• [EXERCISE TASK] Leave out the images; return the rest of the data exactly.

• [DATA TO PROCESS]
........

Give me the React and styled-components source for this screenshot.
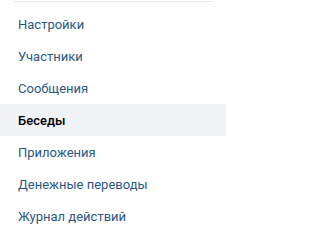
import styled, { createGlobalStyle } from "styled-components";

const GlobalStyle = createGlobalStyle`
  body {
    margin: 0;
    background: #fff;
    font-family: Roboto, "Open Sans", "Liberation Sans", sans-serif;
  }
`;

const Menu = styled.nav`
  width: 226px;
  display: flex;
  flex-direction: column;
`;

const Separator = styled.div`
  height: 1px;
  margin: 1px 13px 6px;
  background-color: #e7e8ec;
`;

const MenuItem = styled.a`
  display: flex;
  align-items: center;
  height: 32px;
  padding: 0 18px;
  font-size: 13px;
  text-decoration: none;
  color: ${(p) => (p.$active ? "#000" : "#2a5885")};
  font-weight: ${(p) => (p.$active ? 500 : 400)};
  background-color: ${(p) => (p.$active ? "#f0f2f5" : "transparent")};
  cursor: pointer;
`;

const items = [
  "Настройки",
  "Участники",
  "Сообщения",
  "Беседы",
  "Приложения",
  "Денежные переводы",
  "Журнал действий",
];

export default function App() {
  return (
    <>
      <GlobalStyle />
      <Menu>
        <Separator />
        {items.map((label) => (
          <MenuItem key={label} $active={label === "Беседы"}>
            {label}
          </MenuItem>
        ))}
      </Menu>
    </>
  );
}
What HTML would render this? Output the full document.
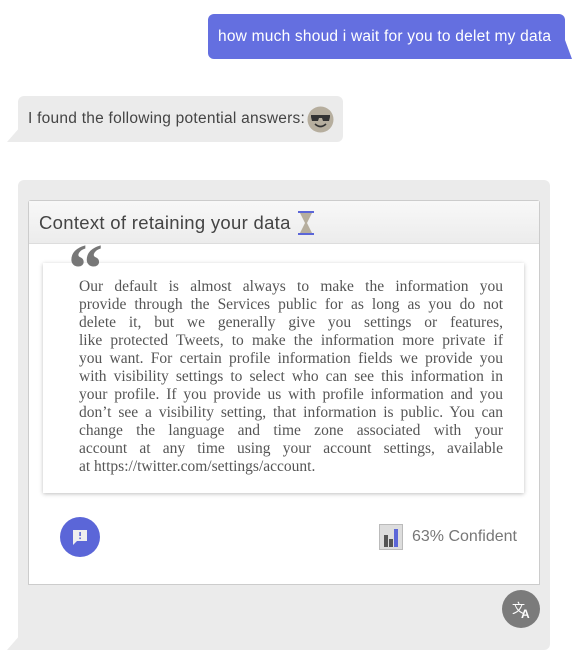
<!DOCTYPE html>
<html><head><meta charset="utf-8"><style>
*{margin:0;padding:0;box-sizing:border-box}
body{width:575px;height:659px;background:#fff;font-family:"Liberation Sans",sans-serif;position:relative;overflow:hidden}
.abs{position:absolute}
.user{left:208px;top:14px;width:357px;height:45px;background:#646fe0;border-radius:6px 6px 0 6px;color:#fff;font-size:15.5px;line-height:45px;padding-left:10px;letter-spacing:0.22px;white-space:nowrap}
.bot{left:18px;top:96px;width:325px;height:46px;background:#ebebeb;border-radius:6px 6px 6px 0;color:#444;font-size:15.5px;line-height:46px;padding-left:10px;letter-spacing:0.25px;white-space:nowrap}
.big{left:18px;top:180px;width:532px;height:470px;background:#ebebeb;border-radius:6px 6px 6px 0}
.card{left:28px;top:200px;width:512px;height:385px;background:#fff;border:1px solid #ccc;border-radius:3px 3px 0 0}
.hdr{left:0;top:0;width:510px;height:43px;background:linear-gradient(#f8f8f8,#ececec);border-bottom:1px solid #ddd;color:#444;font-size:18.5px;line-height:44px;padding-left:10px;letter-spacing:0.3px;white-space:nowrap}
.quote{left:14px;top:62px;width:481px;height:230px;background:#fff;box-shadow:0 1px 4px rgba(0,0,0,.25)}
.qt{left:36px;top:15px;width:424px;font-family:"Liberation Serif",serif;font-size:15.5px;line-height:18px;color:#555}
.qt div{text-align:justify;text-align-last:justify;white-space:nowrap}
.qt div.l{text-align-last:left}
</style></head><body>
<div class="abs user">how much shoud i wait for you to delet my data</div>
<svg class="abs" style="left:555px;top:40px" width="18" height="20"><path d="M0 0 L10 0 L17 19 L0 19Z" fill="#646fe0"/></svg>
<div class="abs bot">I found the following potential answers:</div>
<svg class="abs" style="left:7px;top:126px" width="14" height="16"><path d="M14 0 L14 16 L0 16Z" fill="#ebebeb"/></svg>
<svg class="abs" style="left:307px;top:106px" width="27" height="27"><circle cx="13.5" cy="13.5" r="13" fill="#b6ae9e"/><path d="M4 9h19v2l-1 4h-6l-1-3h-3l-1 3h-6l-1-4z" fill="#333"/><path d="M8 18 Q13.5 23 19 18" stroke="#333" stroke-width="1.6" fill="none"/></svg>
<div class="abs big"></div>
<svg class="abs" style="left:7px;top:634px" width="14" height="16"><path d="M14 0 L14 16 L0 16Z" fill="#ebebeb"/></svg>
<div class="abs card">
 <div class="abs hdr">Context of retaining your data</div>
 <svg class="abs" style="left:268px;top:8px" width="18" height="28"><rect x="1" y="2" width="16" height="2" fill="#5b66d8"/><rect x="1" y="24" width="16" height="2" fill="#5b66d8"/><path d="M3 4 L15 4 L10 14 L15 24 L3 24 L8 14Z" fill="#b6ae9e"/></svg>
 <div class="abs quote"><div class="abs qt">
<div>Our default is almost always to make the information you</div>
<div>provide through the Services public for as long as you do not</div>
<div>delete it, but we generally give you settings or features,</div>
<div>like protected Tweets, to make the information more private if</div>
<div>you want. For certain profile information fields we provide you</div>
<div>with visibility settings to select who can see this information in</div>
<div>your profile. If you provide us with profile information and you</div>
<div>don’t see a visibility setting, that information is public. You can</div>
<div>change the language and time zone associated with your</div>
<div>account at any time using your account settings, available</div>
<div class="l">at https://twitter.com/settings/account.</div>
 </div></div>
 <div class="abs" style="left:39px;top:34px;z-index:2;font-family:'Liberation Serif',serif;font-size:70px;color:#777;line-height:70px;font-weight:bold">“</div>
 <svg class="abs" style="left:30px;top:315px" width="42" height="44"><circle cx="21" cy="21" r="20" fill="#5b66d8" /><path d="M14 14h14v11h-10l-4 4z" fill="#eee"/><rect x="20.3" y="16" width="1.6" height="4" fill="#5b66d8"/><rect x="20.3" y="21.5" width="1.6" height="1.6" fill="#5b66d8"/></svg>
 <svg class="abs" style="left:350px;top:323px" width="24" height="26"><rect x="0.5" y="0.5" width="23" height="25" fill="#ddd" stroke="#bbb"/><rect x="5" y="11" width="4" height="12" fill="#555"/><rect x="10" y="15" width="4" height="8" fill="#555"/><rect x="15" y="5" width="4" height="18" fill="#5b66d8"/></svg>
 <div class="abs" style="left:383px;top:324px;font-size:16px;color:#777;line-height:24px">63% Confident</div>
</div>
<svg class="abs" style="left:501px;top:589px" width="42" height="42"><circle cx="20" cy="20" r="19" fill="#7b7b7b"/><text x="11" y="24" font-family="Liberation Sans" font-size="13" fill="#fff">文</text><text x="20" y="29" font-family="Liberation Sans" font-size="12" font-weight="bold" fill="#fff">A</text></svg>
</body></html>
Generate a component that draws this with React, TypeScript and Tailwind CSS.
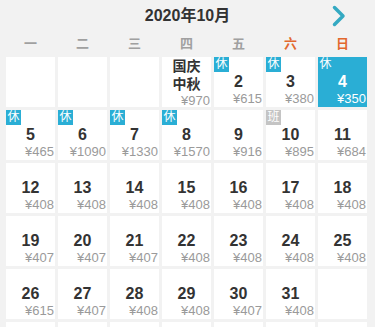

........

• [RESPONSE]
Give me the React and styled-components source for this screenshot.
import styled, { createGlobalStyle } from "styled-components";

const GlobalStyle = createGlobalStyle`
  body {
    margin: 0;
    background: #fff;
    font-family: Roboto, "Open Sans", "Liberation Sans", sans-serif;
  }
`;

const Menu = styled.nav`
  width: 226px;
  display: flex;
  flex-direction: column;
`;

const Separator = styled.div`
  height: 1px;
  margin: 1px 13px 6px;
  background-color: #e7e8ec;
`;

const MenuItem = styled.a`
  display: flex;
  align-items: center;
  height: 32px;
  padding: 0 18px;
  font-size: 13px;
  text-decoration: none;
  color: ${(p) => (p.$active ? "#000" : "#2a5885")};
  font-weight: ${(p) => (p.$active ? 500 : 400)};
  background-color: ${(p) => (p.$active ? "#f0f2f5" : "transparent")};
  cursor: pointer;
`;

const items = [
  "Настройки",
  "Участники",
  "Сообщения",
  "Беседы",
  "Приложения",
  "Денежные переводы",
  "Журнал действий",
];

export default function App() {
  return (
    <>
      <GlobalStyle />
      <Menu>
        <Separator />
        {items.map((label) => (
          <MenuItem key={label} $active={label === "Беседы"}>
            {label}
          </MenuItem>
        ))}
      </Menu>
    </>
  );
}
What HTML would render this? Output the full document.
<!DOCTYPE html>
<html><head><meta charset="utf-8"><style>
*{margin:0;padding:0;box-sizing:border-box}
body{width:575px;height:659px;background:#fff;font-family:"Liberation Sans",sans-serif;position:relative;overflow:hidden}
.abs{position:absolute}
.user{left:208px;top:14px;width:357px;height:45px;background:#646fe0;border-radius:6px 6px 0 6px;color:#fff;font-size:15.5px;line-height:45px;padding-left:10px;letter-spacing:0.22px;white-space:nowrap}
.bot{left:18px;top:96px;width:325px;height:46px;background:#ebebeb;border-radius:6px 6px 6px 0;color:#444;font-size:15.5px;line-height:46px;padding-left:10px;letter-spacing:0.25px;white-space:nowrap}
.big{left:18px;top:180px;width:532px;height:470px;background:#ebebeb;border-radius:6px 6px 6px 0}
.card{left:28px;top:200px;width:512px;height:385px;background:#fff;border:1px solid #ccc;border-radius:3px 3px 0 0}
.hdr{left:0;top:0;width:510px;height:43px;background:linear-gradient(#f8f8f8,#ececec);border-bottom:1px solid #ddd;color:#444;font-size:18.5px;line-height:44px;padding-left:10px;letter-spacing:0.3px;white-space:nowrap}
.quote{left:14px;top:62px;width:481px;height:230px;background:#fff;box-shadow:0 1px 4px rgba(0,0,0,.25)}
.qt{left:36px;top:15px;width:424px;font-family:"Liberation Serif",serif;font-size:15.5px;line-height:18px;color:#555}
.qt div{text-align:justify;text-align-last:justify;white-space:nowrap}
.qt div.l{text-align-last:left}
</style></head><body>
<div class="abs user">how much shoud i wait for you to delet my data</div>
<svg class="abs" style="left:555px;top:40px" width="18" height="20"><path d="M0 0 L10 0 L17 19 L0 19Z" fill="#646fe0"/></svg>
<div class="abs bot">I found the following potential answers:</div>
<svg class="abs" style="left:7px;top:126px" width="14" height="16"><path d="M14 0 L14 16 L0 16Z" fill="#ebebeb"/></svg>
<svg class="abs" style="left:307px;top:106px" width="27" height="27"><circle cx="13.5" cy="13.5" r="13" fill="#b6ae9e"/><path d="M4 9h19v2l-1 4h-6l-1-3h-3l-1 3h-6l-1-4z" fill="#333"/><path d="M8 18 Q13.5 23 19 18" stroke="#333" stroke-width="1.6" fill="none"/></svg>
<div class="abs big"></div>
<svg class="abs" style="left:7px;top:634px" width="14" height="16"><path d="M14 0 L14 16 L0 16Z" fill="#ebebeb"/></svg>
<div class="abs card">
 <div class="abs hdr">Context of retaining your data</div>
 <svg class="abs" style="left:268px;top:8px" width="18" height="28"><rect x="1" y="2" width="16" height="2" fill="#5b66d8"/><rect x="1" y="24" width="16" height="2" fill="#5b66d8"/><path d="M3 4 L15 4 L10 14 L15 24 L3 24 L8 14Z" fill="#b6ae9e"/></svg>
 <div class="abs quote"><div class="abs qt">
<div>Our default is almost always to make the information you</div>
<div>provide through the Services public for as long as you do not</div>
<div>delete it, but we generally give you settings or features,</div>
<div>like protected Tweets, to make the information more private if</div>
<div>you want. For certain profile information fields we provide you</div>
<div>with visibility settings to select who can see this information in</div>
<div>your profile. If you provide us with profile information and you</div>
<div>don’t see a visibility setting, that information is public. You can</div>
<div>change the language and time zone associated with your</div>
<div>account at any time using your account settings, available</div>
<div class="l">at https://twitter.com/settings/account.</div>
 </div></div>
 <div class="abs" style="left:39px;top:34px;z-index:2;font-family:'Liberation Serif',serif;font-size:70px;color:#777;line-height:70px;font-weight:bold">“</div>
 <svg class="abs" style="left:30px;top:315px" width="42" height="44"><circle cx="21" cy="21" r="20" fill="#5b66d8" /><path d="M14 14h14v11h-10l-4 4z" fill="#eee"/><rect x="20.3" y="16" width="1.6" height="4" fill="#5b66d8"/><rect x="20.3" y="21.5" width="1.6" height="1.6" fill="#5b66d8"/></svg>
 <svg class="abs" style="left:350px;top:323px" width="24" height="26"><rect x="0.5" y="0.5" width="23" height="25" fill="#ddd" stroke="#bbb"/><rect x="5" y="11" width="4" height="12" fill="#555"/><rect x="10" y="15" width="4" height="8" fill="#555"/><rect x="15" y="5" width="4" height="18" fill="#5b66d8"/></svg>
 <div class="abs" style="left:383px;top:324px;font-size:16px;color:#777;line-height:24px">63% Confident</div>
</div>
<svg class="abs" style="left:501px;top:589px" width="42" height="42"><circle cx="20" cy="20" r="19" fill="#7b7b7b"/><text x="11" y="24" font-family="Liberation Sans" font-size="13" fill="#fff">文</text><text x="20" y="29" font-family="Liberation Sans" font-size="12" font-weight="bold" fill="#fff">A</text></svg>
</body></html>
Generate a component that draws this with React, TypeScript and Tailwind CSS.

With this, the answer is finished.